**DESCRIPTION OF THE TASK**:
Set the listing down again exactly, please, apart from its pictures.

**GIVEN MATERIAL**:

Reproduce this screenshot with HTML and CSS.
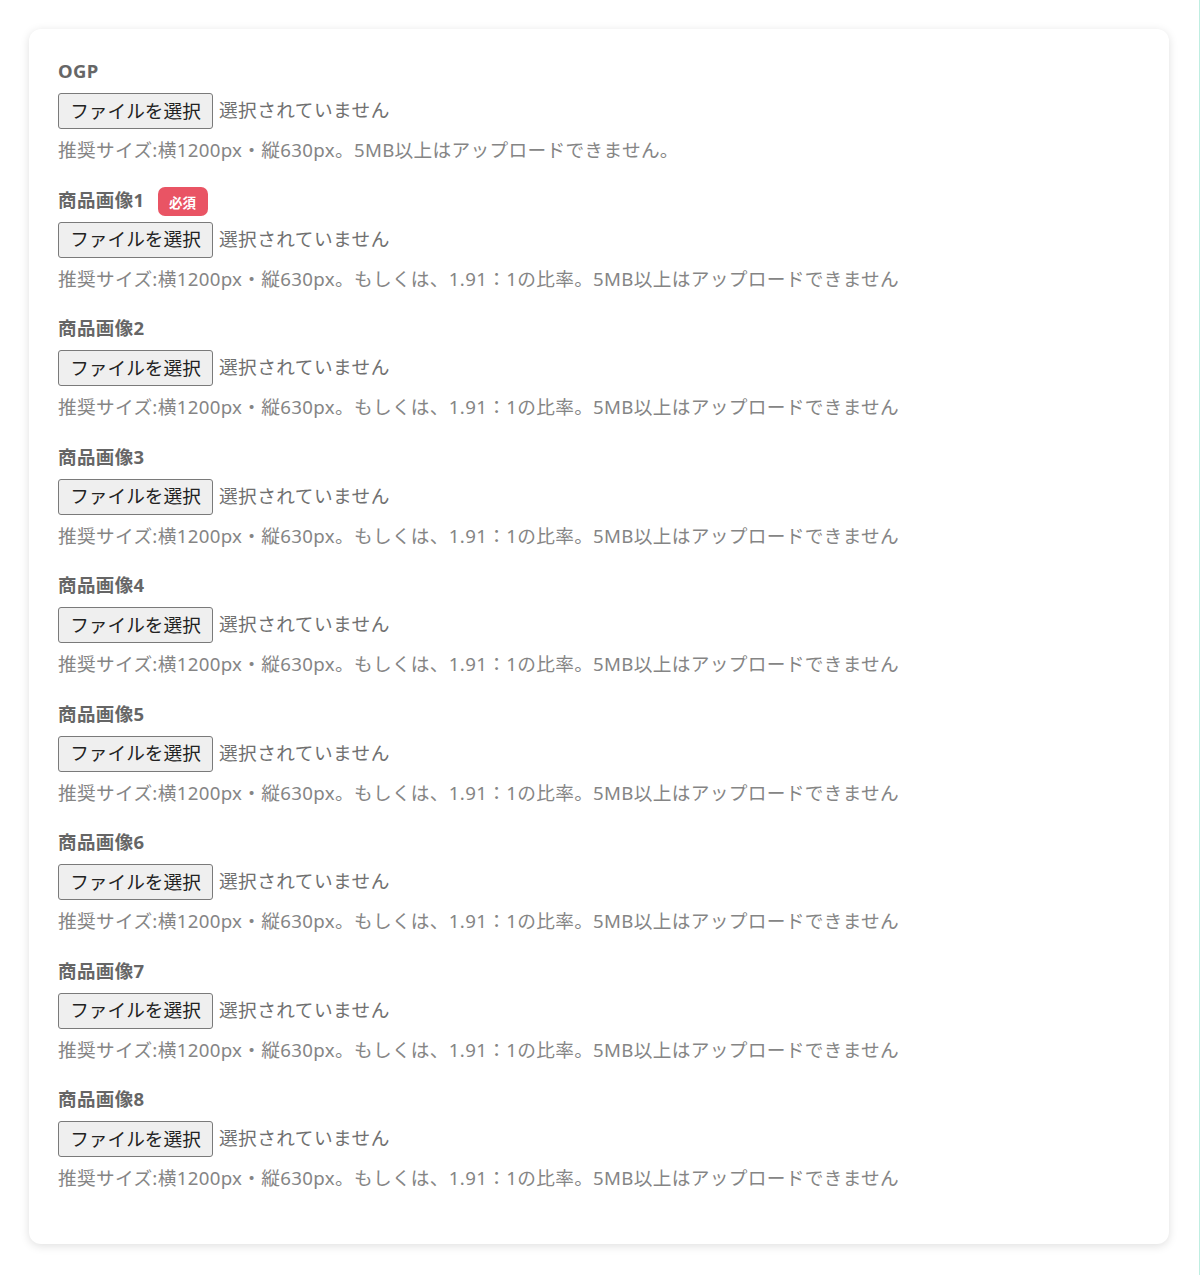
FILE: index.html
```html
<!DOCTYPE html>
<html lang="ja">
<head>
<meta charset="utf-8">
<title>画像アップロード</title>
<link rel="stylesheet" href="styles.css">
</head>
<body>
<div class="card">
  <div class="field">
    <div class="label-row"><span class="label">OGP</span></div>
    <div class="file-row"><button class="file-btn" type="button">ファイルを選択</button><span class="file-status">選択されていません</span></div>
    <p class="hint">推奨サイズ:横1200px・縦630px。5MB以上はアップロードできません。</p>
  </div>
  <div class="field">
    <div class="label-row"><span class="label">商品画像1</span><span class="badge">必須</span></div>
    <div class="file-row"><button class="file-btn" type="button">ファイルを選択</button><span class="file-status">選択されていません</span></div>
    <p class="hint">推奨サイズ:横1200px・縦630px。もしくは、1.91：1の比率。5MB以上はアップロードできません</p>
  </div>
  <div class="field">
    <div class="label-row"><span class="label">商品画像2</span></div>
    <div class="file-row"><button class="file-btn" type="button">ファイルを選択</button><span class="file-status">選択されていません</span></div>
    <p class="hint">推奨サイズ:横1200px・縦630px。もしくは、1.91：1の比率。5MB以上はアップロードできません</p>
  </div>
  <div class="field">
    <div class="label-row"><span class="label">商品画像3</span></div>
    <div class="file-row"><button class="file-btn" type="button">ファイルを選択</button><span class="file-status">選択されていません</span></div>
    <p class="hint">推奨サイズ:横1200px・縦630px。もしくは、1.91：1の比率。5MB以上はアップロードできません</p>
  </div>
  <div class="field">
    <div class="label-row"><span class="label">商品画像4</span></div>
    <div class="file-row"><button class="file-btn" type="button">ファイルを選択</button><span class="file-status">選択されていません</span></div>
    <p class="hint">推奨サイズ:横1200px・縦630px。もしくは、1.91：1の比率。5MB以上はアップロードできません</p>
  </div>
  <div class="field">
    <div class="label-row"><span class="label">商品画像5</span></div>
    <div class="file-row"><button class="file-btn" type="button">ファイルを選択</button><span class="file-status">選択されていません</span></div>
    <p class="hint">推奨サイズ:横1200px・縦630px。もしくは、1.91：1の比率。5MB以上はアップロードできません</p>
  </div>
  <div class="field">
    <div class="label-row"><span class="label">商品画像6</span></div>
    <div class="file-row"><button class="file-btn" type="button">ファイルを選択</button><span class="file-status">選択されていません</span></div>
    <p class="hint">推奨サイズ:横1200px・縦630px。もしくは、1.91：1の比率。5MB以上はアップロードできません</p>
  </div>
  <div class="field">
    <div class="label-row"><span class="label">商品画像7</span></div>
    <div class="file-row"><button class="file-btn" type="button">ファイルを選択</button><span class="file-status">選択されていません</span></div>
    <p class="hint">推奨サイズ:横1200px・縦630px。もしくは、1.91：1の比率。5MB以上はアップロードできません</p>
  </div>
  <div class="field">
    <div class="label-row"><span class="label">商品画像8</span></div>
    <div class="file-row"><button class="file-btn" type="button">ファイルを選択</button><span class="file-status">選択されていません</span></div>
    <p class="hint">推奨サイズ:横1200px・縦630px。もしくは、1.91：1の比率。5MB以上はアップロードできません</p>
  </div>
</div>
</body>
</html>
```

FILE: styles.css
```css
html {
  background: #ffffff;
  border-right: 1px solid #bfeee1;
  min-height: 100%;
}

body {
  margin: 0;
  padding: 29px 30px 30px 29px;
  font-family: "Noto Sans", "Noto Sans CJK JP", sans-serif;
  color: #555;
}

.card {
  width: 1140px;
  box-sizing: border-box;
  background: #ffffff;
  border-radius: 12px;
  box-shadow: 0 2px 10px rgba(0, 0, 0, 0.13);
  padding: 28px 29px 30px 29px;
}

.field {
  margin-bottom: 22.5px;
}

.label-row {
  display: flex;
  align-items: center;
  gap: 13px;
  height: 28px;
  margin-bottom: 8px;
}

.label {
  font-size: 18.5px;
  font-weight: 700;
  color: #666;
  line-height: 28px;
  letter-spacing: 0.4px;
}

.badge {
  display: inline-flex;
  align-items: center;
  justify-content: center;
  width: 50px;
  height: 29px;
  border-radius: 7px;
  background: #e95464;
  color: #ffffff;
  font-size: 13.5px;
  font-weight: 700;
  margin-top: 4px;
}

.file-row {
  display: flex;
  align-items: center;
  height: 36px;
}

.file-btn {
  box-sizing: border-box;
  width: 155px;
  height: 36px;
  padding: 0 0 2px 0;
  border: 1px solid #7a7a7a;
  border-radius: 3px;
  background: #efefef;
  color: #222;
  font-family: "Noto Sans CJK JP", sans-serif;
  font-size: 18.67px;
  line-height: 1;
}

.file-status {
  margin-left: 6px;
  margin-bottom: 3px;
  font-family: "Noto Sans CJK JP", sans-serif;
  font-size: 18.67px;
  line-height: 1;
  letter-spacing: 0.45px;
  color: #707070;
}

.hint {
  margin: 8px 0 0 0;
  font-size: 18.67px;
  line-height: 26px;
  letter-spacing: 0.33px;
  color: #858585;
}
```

**RESULT OF THIS TASK**:
Reproduce this screenshot with HTML and CSS.
FILE: index.html
```html
<!DOCTYPE html>
<html lang="ja">
<head>
<meta charset="utf-8">
<title>画像アップロード</title>
<link rel="stylesheet" href="styles.css">
</head>
<body>
<div class="card">
  <div class="field">
    <div class="label-row"><span class="label">OGP</span></div>
    <div class="file-row"><button class="file-btn" type="button">ファイルを選択</button><span class="file-status">選択されていません</span></div>
    <p class="hint">推奨サイズ:横1200px・縦630px。5MB以上はアップロードできません。</p>
  </div>
  <div class="field">
    <div class="label-row"><span class="label">商品画像1</span><span class="badge">必須</span></div>
    <div class="file-row"><button class="file-btn" type="button">ファイルを選択</button><span class="file-status">選択されていません</span></div>
    <p class="hint">推奨サイズ:横1200px・縦630px。もしくは、1.91：1の比率。5MB以上はアップロードできません</p>
  </div>
  <div class="field">
    <div class="label-row"><span class="label">商品画像2</span></div>
    <div class="file-row"><button class="file-btn" type="button">ファイルを選択</button><span class="file-status">選択されていません</span></div>
    <p class="hint">推奨サイズ:横1200px・縦630px。もしくは、1.91：1の比率。5MB以上はアップロードできません</p>
  </div>
  <div class="field">
    <div class="label-row"><span class="label">商品画像3</span></div>
    <div class="file-row"><button class="file-btn" type="button">ファイルを選択</button><span class="file-status">選択されていません</span></div>
    <p class="hint">推奨サイズ:横1200px・縦630px。もしくは、1.91：1の比率。5MB以上はアップロードできません</p>
  </div>
  <div class="field">
    <div class="label-row"><span class="label">商品画像4</span></div>
    <div class="file-row"><button class="file-btn" type="button">ファイルを選択</button><span class="file-status">選択されていません</span></div>
    <p class="hint">推奨サイズ:横1200px・縦630px。もしくは、1.91：1の比率。5MB以上はアップロードできません</p>
  </div>
  <div class="field">
    <div class="label-row"><span class="label">商品画像5</span></div>
    <div class="file-row"><button class="file-btn" type="button">ファイルを選択</button><span class="file-status">選択されていません</span></div>
    <p class="hint">推奨サイズ:横1200px・縦630px。もしくは、1.91：1の比率。5MB以上はアップロードできません</p>
  </div>
  <div class="field">
    <div class="label-row"><span class="label">商品画像6</span></div>
    <div class="file-row"><button class="file-btn" type="button">ファイルを選択</button><span class="file-status">選択されていません</span></div>
    <p class="hint">推奨サイズ:横1200px・縦630px。もしくは、1.91：1の比率。5MB以上はアップロードできません</p>
  </div>
  <div class="field">
    <div class="label-row"><span class="label">商品画像7</span></div>
    <div class="file-row"><button class="file-btn" type="button">ファイルを選択</button><span class="file-status">選択されていません</span></div>
    <p class="hint">推奨サイズ:横1200px・縦630px。もしくは、1.91：1の比率。5MB以上はアップロードできません</p>
  </div>
  <div class="field">
    <div class="label-row"><span class="label">商品画像8</span></div>
    <div class="file-row"><button class="file-btn" type="button">ファイルを選択</button><span class="file-status">選択されていません</span></div>
    <p class="hint">推奨サイズ:横1200px・縦630px。もしくは、1.91：1の比率。5MB以上はアップロードできません</p>
  </div>
</div>
</body>
</html>
```

FILE: styles.css
```css
html {
  background: #ffffff;
  border-right: 1px solid #bfeee1;
  min-height: 100%;
}

body {
  margin: 0;
  padding: 29px 30px 30px 29px;
  font-family: "Noto Sans", "Noto Sans CJK JP", sans-serif;
  color: #555;
}

.card {
  width: 1140px;
  box-sizing: border-box;
  background: #ffffff;
  border-radius: 12px;
  box-shadow: 0 2px 10px rgba(0, 0, 0, 0.13);
  padding: 28px 29px 30px 29px;
}

.field {
  margin-bottom: 22.5px;
}

.label-row {
  display: flex;
  align-items: center;
  gap: 13px;
  height: 28px;
  margin-bottom: 8px;
}

.label {
  font-size: 18.5px;
  font-weight: 700;
  color: #666;
  line-height: 28px;
  letter-spacing: 0.4px;
}

.badge {
  display: inline-flex;
  align-items: center;
  justify-content: center;
  width: 50px;
  height: 29px;
  border-radius: 7px;
  background: #e95464;
  color: #ffffff;
  font-size: 13.5px;
  font-weight: 700;
  margin-top: 4px;
}

.file-row {
  display: flex;
  align-items: center;
  height: 36px;
}

.file-btn {
  box-sizing: border-box;
  width: 155px;
  height: 36px;
  padding: 0 0 2px 0;
  border: 1px solid #7a7a7a;
  border-radius: 3px;
  background: #efefef;
  color: #222;
  font-family: "Noto Sans CJK JP", sans-serif;
  font-size: 18.67px;
  line-height: 1;
}

.file-status {
  margin-left: 6px;
  margin-bottom: 3px;
  font-family: "Noto Sans CJK JP", sans-serif;
  font-size: 18.67px;
  line-height: 1;
  letter-spacing: 0.45px;
  color: #707070;
}

.hint {
  margin: 8px 0 0 0;
  font-size: 18.67px;
  line-height: 26px;
  letter-spacing: 0.33px;
  color: #858585;
}
```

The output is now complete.